More and more, it looks like we're moving toward bi-modal distributions. A bi-modal distribution is where you have a large group at either end of the spectrum and relatively few in the middle (it looks like two bell curves side-by-side on the same axis). Recent analyses of our economic recovery suggest this redistribution may be happening. The studies note how rewards skew toward wealthier households while suffering skews toward poorer ones. These skews occur across income, wealth, political views, religion, employment, and even business sustainability.

In the food business, brands used to fall across national, regional, and local versions, each with a value proposition that appealed to specific groups. Industry survival, particularly in this pandemic, is now predicated on being super large and having economies of scale or being super local with customization and intimacy advantages.
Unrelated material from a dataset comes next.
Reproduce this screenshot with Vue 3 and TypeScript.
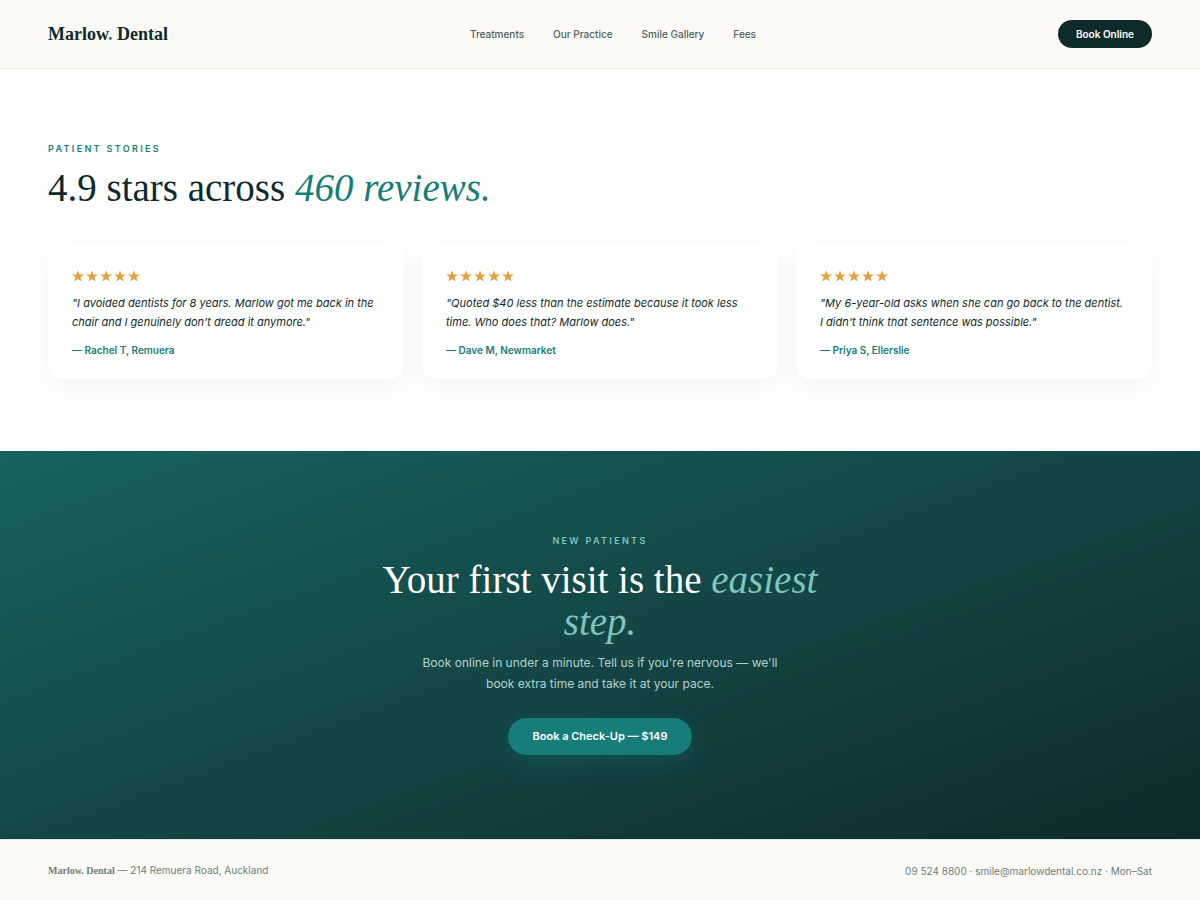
<script setup lang="ts">
interface Review {
  quote: string
  author: string
}

const links: string[] = ['Treatments', 'Our Practice', 'Smile Gallery', 'Fees']

const reviews: Review[] = [
  {
    quote: "I avoided dentists for 8 years. Marlow got me back in the chair and I genuinely don't dread it anymore.",
    author: 'Rachel T, Remuera',
  },
  {
    quote: 'Quoted $40 less than the estimate because it took less time. Who does that? Marlow does.',
    author: 'Dave M, Newmarket',
  },
  {
    quote: "My 6-year-old asks when she can go back to the dentist. I didn't think that sentence was possible.",
    author: 'Priya S, Ellerslie',
  },
]
</script>

<template>
  <div class="page">
    <header class="topbar">
      <a class="brand" href="#">Marlow<span class="dot">.</span> Dental</a>
      <nav class="nav" aria-label="Main">
        <a v-for="link in links" :key="link" href="#">{{ link }}</a>
      </nav>
      <button class="book" type="button">Book Online</button>
    </header>

    <main>
      <section class="stories">
        <p class="eyebrow">PATIENT STORIES</p>
        <h2 class="title">4.9 stars across <em>460 reviews.</em></h2>
        <div class="cards">
          <article v-for="review in reviews" :key="review.author" class="card">
            <div class="stars" role="img" aria-label="5 out of 5 stars">
              <svg v-for="n in 5" :key="n" viewBox="0 0 24 24" aria-hidden="true">
                <path d="M12 0.500l3 8.300 8.800.2-7 5.400 2.500 8.500-7.300-5-7.300 5 2.500-8.500-7-5.400 8.800-.2z" />
              </svg>
            </div>
            <p class="quote">"{{ review.quote }}"</p>
            <p class="author">— {{ review.author }}</p>
          </article>
        </div>
      </section>

      <section class="cta">
        <p class="eyebrow">NEW PATIENTS</p>
        <h2 class="title">Your first visit is the <em>easiest</em> <em>step.</em></h2>
        <p class="lead">Book online in under a minute. Tell us if you're nervous — we'll book extra time and take it at your pace.</p>
        <button class="checkup" type="button">Book a Check-Up — $149</button>
      </section>
    </main>

    <footer class="footer">
      <span><span class="footer-brand">Marlow. Dental</span> — 214 Remuera Road, Auckland</span>
      <span>09 524 8800 · smile@marlowdental.co.nz · Mon–Sat</span>
    </footer>
  </div>
</template>

<style>
body {
  margin: 0;
  background: #fbfaf6;
}
</style>

<style scoped>
.page {
  min-height: 100vh;
  display: flex;
  flex-direction: column;
  font-family: Inter, "Liberation Sans", sans-serif;
  color: #0f2a2b;
  background: #ffffff;
}

h2,
p {
  margin: 0;
}

a {
  color: inherit;
  text-decoration: none;
}

button {
  border: 0;
  border-radius: 999px;
  color: #ffffff;
  font-family: inherit;
  font-weight: 600;
  cursor: pointer;
}

.topbar {
  display: flex;
  align-items: center;
  justify-content: space-between;
  padding: 20px 48px;
  background: #fbfaf6;
  border-bottom: 1px solid #e9edea;
}

.brand {
  font-family: "Liberation Serif", serif;
  font-size: 18px;
  line-height: 24px;
  font-weight: 700;
}

.dot {
  color: #167d79;
}

.nav {
  display: flex;
  gap: 29px;
  font-size: 10px;
  font-weight: 500;
  color: #4a6361;
}

.book {
  padding: 0 18px;
  font-size: 10px;
  line-height: 28px;
  background: #0f2a2b;
}

.stories {
  padding: 71px 48px 72px;
}

.eyebrow {
  font-size: 9px;
  line-height: 17px;
  font-weight: 600;
  letter-spacing: 0.26em;
  color: #167d79;
}

.title {
  margin-top: 10px;
  font-family: "Liberation Serif", serif;
  font-size: 39px;
  line-height: 42px;
  font-weight: 400;
}

.title em {
  color: #167d79;
}

.cards {
  display: grid;
  grid-template-columns: repeat(3, 1fr);
  gap: 18px;
  margin-top: 34px;
}

.card {
  padding: 25px 24px 20px;
  border-radius: 14px;
  background: #ffffff;
  box-shadow: 0 8px 28px rgba(15, 42, 80, 0.05);
}

.stars {
  display: flex;
  gap: 2px;
  height: 16px;
  align-items: center;
}

.stars svg {
  width: 12px;
  height: 12px;
  fill: #e69f3c;
}

.quote {
  margin-top: 10px;
  font-size: 11px;
  line-height: 19px;
  font-style: italic;
}

.author {
  margin-top: 9px;
  font-size: 10px;
  line-height: 18px;
  font-weight: 600;
  color: #167d79;
}

.cta {
  display: flex;
  flex-direction: column;
  align-items: center;
  padding: 81px 48px 84px;
  text-align: center;
  color: #ffffff;
  background: linear-gradient(160deg, #17635f 0%, #0f2a2b 100%);
}

.cta .eyebrow {
  color: #7fc4bd;
}

.cta .title {
  max-width: 460px;
}

.cta .title em {
  color: #7fc4bd;
}

.lead {
  max-width: 380px;
  margin-top: 9px;
  font-size: 12px;
  line-height: 21px;
  color: #b3d1cc;
}

.checkup {
  margin-top: 24px;
  padding: 0 25px;
  font-size: 11px;
  line-height: 37px;
  background: #167d79;
  box-shadow: 0 8px 24px rgba(22, 125, 121, 0.3);
}

.footer {
  flex: 1;
  display: flex;
  align-items: center;
  justify-content: space-between;
  padding: 20px 48px;
  font-size: 10px;
  line-height: 20px;
  color: #6b7f7c;
  background: #fbfaf6;
  border-top: 1px solid #e3e9e6;
}

.footer-brand {
  font-family: "Liberation Serif", serif;
  font-weight: 700;
}
</style>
Being large means cost and technology advantages and being able to ride the current situation out. Being local allows products and experiences that can't happen with the large chains, meaning if someone wants what they have, the small place is the only place they can get it, and the business has found ways to engage with their local customers. In both cases, each has strategic leverage. Brands in the middle that don't have the scale to ride it out or the customer intimacy that lets them customize their offering aren't going to make it.
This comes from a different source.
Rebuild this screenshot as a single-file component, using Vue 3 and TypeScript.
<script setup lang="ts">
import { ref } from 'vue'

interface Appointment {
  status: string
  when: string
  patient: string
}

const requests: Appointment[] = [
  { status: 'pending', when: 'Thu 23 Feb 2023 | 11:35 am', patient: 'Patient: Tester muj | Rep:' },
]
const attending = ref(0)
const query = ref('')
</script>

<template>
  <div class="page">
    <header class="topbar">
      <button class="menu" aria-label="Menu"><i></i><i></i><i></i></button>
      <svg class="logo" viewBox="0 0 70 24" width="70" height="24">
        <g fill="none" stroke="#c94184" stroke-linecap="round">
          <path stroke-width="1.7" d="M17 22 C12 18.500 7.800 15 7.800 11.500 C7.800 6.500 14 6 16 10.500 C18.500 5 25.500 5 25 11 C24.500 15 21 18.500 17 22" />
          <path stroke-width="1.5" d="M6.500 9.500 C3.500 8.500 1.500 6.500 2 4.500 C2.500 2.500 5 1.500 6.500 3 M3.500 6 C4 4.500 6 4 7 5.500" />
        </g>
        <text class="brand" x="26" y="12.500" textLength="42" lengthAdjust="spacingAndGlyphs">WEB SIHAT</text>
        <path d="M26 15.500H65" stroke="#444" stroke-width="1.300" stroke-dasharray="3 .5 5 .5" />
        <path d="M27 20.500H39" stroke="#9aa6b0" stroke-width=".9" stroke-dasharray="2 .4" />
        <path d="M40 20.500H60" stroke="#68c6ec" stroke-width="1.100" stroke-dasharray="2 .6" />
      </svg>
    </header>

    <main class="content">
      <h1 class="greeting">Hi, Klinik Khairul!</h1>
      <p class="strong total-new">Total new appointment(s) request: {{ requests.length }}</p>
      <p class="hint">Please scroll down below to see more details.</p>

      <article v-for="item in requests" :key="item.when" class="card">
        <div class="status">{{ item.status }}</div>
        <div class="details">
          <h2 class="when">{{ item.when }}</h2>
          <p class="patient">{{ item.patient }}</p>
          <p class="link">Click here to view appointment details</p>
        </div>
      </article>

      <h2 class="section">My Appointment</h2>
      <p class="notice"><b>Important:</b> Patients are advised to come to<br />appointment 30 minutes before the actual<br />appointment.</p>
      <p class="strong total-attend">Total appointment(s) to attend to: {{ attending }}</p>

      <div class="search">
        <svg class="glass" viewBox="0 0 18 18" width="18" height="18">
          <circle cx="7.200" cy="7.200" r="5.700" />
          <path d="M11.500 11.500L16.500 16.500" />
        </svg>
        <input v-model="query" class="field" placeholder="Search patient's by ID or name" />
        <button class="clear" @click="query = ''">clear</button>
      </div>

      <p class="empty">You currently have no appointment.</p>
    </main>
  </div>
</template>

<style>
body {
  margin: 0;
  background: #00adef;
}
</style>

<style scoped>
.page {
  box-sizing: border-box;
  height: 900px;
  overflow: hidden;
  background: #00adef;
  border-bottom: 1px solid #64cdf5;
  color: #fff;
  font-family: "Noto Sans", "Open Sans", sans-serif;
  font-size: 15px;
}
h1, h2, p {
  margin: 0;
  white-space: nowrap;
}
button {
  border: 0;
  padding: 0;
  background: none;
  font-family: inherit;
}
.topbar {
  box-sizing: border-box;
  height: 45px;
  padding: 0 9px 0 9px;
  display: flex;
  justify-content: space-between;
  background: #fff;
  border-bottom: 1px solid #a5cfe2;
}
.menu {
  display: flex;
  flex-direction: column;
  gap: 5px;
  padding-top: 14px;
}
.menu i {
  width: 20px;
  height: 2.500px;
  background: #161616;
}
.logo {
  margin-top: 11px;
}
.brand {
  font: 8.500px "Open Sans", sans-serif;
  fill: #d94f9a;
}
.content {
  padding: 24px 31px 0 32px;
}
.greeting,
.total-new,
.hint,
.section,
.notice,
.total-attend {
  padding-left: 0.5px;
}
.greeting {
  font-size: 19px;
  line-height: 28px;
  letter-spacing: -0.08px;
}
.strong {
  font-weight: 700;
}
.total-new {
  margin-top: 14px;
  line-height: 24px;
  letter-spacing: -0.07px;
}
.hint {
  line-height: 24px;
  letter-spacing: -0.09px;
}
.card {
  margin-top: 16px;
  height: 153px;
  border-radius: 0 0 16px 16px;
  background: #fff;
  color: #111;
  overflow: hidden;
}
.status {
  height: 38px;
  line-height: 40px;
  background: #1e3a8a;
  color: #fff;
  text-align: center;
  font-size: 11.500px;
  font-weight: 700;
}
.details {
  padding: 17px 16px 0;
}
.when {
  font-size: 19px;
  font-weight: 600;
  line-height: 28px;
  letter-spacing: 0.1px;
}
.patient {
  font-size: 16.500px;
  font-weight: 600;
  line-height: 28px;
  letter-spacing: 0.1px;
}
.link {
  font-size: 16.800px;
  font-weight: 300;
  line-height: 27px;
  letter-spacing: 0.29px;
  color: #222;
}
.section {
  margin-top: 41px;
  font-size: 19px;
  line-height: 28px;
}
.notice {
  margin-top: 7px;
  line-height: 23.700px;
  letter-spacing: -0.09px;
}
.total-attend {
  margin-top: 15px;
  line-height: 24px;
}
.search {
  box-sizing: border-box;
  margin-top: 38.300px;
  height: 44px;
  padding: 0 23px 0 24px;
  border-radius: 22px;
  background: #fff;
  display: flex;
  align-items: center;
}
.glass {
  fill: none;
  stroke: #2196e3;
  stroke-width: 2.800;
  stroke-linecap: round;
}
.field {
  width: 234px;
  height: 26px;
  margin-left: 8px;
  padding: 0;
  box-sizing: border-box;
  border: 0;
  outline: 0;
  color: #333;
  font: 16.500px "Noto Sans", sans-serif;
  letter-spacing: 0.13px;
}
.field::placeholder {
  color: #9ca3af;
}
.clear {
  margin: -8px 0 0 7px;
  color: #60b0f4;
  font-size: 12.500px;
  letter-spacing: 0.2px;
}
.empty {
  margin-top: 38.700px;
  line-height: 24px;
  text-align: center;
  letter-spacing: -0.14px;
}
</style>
Consumers will move between large and small brands in this bi-modal world, depending on their needs or desires. They'll use Amazon's scan-and-go stores, for example, for things they want fast or cheap and are easily substitutable. Like a quick sandwich, a beverage, or toothpaste. They'll use small, local stores for things that matter to their sense of self, like buying meat from a butcher that only sells from local ranchers, or buying a gift at a local store that carries one-of-a-kind items in sustainable packaging.

Being in the middle is becoming less economically viable, and it seems the only choice is to go one direction or another. I've experienced this as I build a food company during this pandemic and have explored multiple business models. My path has turned out to be a super local one. Production of the first product will be at a small, local facility with home delivery in a tightly defined geographic area: no shipping, no wholesale distribution, no outsourced manufacturing, and with no intent ever to pursue these avenues. 

Why this approach? There are certainly cheaper, more conveniently acquired products in grocery stores or Amazon. While that may be true, they use inexpensive "filler" ingredients, are often processed to deliver more convenience (which removes nutrients), and packaged in non-sustainable materials to offer lower cost and longer shelf-life. On the flip side, my first product will cost more with a limited shelf life because there are no preservatives or processing after cooking. Packaging will be compostable, recyclable containers. Employees will be a part of the community, and 25% of our profits will help rural communities maintain or build senior centers. That is what my health-conscious, environmentally-aware customers want. They can't get that from a national food manufacturer built around centralized production and national wholesale distribution, with no ties to local communities. 

I think more food companies, regardless of size, will be moving toward this local production and distribution model, especially as automation advances and food production transforms to more sustainable models. If you can build small, mostly automated production facilities at a local level, hire local people, and then be home delivered cost-effectively, your choices are very different. It allows you to avoid most of the additives required to bring stability to food products in transit. It also allows regional variation to account for taste and nutritional preferences. It reduces the carbon footprint of moving all the materials and finished products in and out of a central location.

So maybe the destruction of the middle is inevitable and isn't all that bad. If that moves us toward a more sustainable economic model, it is more about transformation than destruction. What then becomes important is how to move anyone working in the more traditional food system to this local, distributed one—getting people and food where they need to be.